Q: What’s yellow and can’t swim?

A: A bus full of children.

Baby

What do babies and explosives have in common?

They both make a noise when you throw them.

Reason

I'm not saying you're stupid.

But you're the reason plastic bags come with the warning, "Do not place over head!"

Memes

Wrap

Paul Walker made a new wrap cover, it's called "Flying Through the Windshield," and the song's name is "Crossing the Street."

Boyfriend

During this COVID shit, if a guy starts following you with the masks on, should you be scared, or is that dumb bastard just your boyfriend?

Wood

A guy walks with a young boy into the woods. The boy turns to him and says, "Hey mister, it's getting really dark and I'm scared."

The man replies, "How do you think I feel? I have to walk back alone!"

Baby

What's the difference between soccer and a dead baby?

I don't wear steel cap boots when I play soccer.

Condom

What do a condom and a gun have in common? You should never use either one of them.

Fire

Give a man a match, and he'll be warm for a few hours.

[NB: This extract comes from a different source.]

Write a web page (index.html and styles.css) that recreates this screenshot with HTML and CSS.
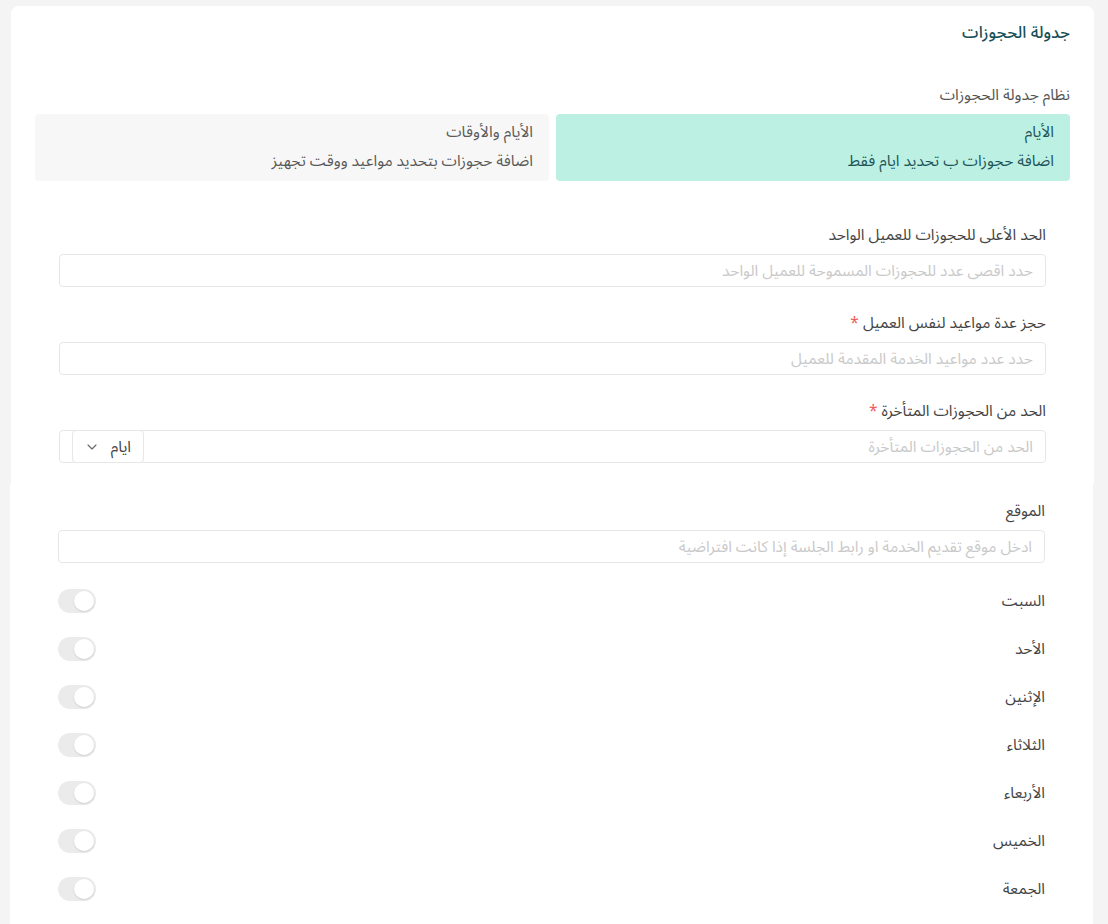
FILE: index.html
```html
<!DOCTYPE html>
<html lang="ar" dir="rtl">
<head>
<meta charset="utf-8">
<title>جدولة الحجوزات</title>
<link rel="stylesheet" href="styles.css">
</head>
<body>
<div class="page">
  <section class="card card-top">
    <h1 class="title">جدولة الحجوزات</h1>
    <div class="group-label">نظام جدولة الحجوزات</div>
    <div class="options">
      <div class="option option-active">
        <div class="opt-line">الأيام</div>
        <div class="opt-line">اضافة حجوزات ب تحديد ايام فقط</div>
      </div>
      <div class="option">
        <div class="opt-line">الأيام والأوقات</div>
        <div class="opt-line">اضافة حجوزات بتحديد مواعيد ووقت تجهيز</div>
      </div>
    </div>
    <div class="form">
      <div class="field">
        <label class="label">الحد الأعلى للحجوزات للعميل الواحد</label>
        <div class="input"><span class="ph">حدد اقصى عدد للحجوزات المسموحة للعميل الواحد</span></div>
      </div>
      <div class="field">
        <label class="label">حجز عدة مواعيد لنفس العميل <span class="req">*</span></label>
        <div class="input"><span class="ph">حدد عدد مواعيد الخدمة المقدمة للعميل</span></div>
      </div>
      <div class="field">
        <label class="label">الحد من الحجوزات المتأخرة <span class="req">*</span></label>
        <div class="input input-select">
          <span class="ph">الحد من الحجوزات المتأخرة</span>
          <div class="select">
            <span class="select-text">ايام</span>
            <svg class="chev" width="10" height="6" viewBox="0 0 10 6"><path d="M1 1l4 4 4-4" fill="none" stroke="#666" stroke-width="1.1" stroke-linecap="round" stroke-linejoin="round"/></svg>
          </div>
        </div>
      </div>
    </div>
  </section>
  <section class="card card-bottom">
    <div class="field">
      <label class="label">الموقع</label>
      <div class="input"><span class="ph">ادخل موقع تقديم الخدمة او رابط الجلسة إذا كانت افتراضية</span></div>
    </div>
    <div class="days">
      <div class="day"><span class="day-name">السبت</span><span class="toggle"><span class="knob"></span></span></div>
      <div class="day"><span class="day-name">الأحد</span><span class="toggle"><span class="knob"></span></span></div>
      <div class="day"><span class="day-name">الإثنين</span><span class="toggle"><span class="knob"></span></span></div>
      <div class="day"><span class="day-name">الثلاثاء</span><span class="toggle"><span class="knob"></span></span></div>
      <div class="day"><span class="day-name">الأربعاء</span><span class="toggle"><span class="knob"></span></span></div>
      <div class="day"><span class="day-name">الخميس</span><span class="toggle"><span class="knob"></span></span></div>
      <div class="day"><span class="day-name">الجمعة</span><span class="toggle"><span class="knob"></span></span></div>
    </div>
  </section>
</div>
</body>
</html>
```
FILE: styles.css
```css
* { box-sizing: border-box; }
html, body { margin: 0; padding: 0; }
body {
  background: #f4f4f4;
  font-family: "Noto Sans Arabic", "DejaVu Sans", "Noto Sans", sans-serif;
  font-size: 15.5px;
  color: #4a4a4a;
  direction: rtl;
}
.page {
  padding: 6px 14px 0 11px;
  height: 924px;
  overflow: hidden;
}
.card { background: #fff; }
.card-top {
  border-radius: 8px 8px 0 0;
  padding: 17px 24px 21px 24px;
}
.title {
  margin: 0;
  font-size: 16.5px;
  line-height: 20px;
  font-weight: 500;
  color: #174f57;
}
.group-label {
  margin-top: 42px;
  line-height: 20px;
  color: #555;
}
.options {
  margin-top: 9px;
  display: flex;
  gap: 7px;
}
.option {
  flex: 1;
  background: #f7f7f7;
  border-radius: 4px;
  padding: 8px 16px 10px;
  color: #5a5a5a;
  display: flex;
  flex-direction: column;
  gap: 9px;
}
.option-active { background: #bcf0e3; color: #1f5457; }
.opt-line { line-height: 20px; }
.form { padding: 0 24px; margin-top: 44px; }
.field + .field { margin-top: 26px; }
.label { display: block; line-height: 20px; color: #444; }
.req { color: #f25a5a; }
.input {
  margin-top: 9px;
  height: 33px;
  border: 1px solid #e7e7e7;
  border-radius: 4px;
  display: flex;
  align-items: center;
  padding: 0 12px;
}
.ph { color: #c9c9c9; line-height: 20px; }
.input-select { justify-content: space-between; }
.select {
  height: 33px;
  margin: -1px 0;
  width: 72px;
  border: 1px solid #e7e7e7;
  border-radius: 4px;
  display: flex;
  align-items: center;
  padding: 0 12px 0 14px;
  justify-content: space-between;
}
.select-text { color: #444; }
.chev { display: block; }
.card-bottom {
  margin-right: 1px;
  margin-left: -1px;
  padding: 17px 48px 0 48px;
  height: 441px;
}
.days { margin-top: 14px; }
.day {
  height: 48px;
  display: flex;
  align-items: center;
  justify-content: space-between;
}
.day-name { color: #444; line-height: 20px; }
.toggle {
  width: 38px;
  height: 24px;
  border-radius: 12px;
  background: #ebebeb;
  display: flex;
  align-items: center;
  padding: 0 2px;
  justify-content: flex-start;
}
.knob {
  width: 20px;
  height: 20px;
  border-radius: 50%;
  background: #fff;
  box-shadow: 0 1px 2px rgba(0,0,0,0.12);
}
```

Set a man on fire, and he will be warm for the rest of his life.

Eye

Someone threw a cup at my eye. I told 911 that I was mugged.

Rubber

What do bungee jumping and a gay man have in common?

If the rubber breaks, they're in beep shit.

Kitchen

Husband: Dammit, Alice! I'm your husband, and I'm telling you that you better stay in this kitchen if you know what's good for you!

Wife: Go to hell, Bob! I'm leaving!

Ignoring my protective advice, Alice stormed out of our underground kitchen, even though it was the safest place to be while the nuclear war still raged outside.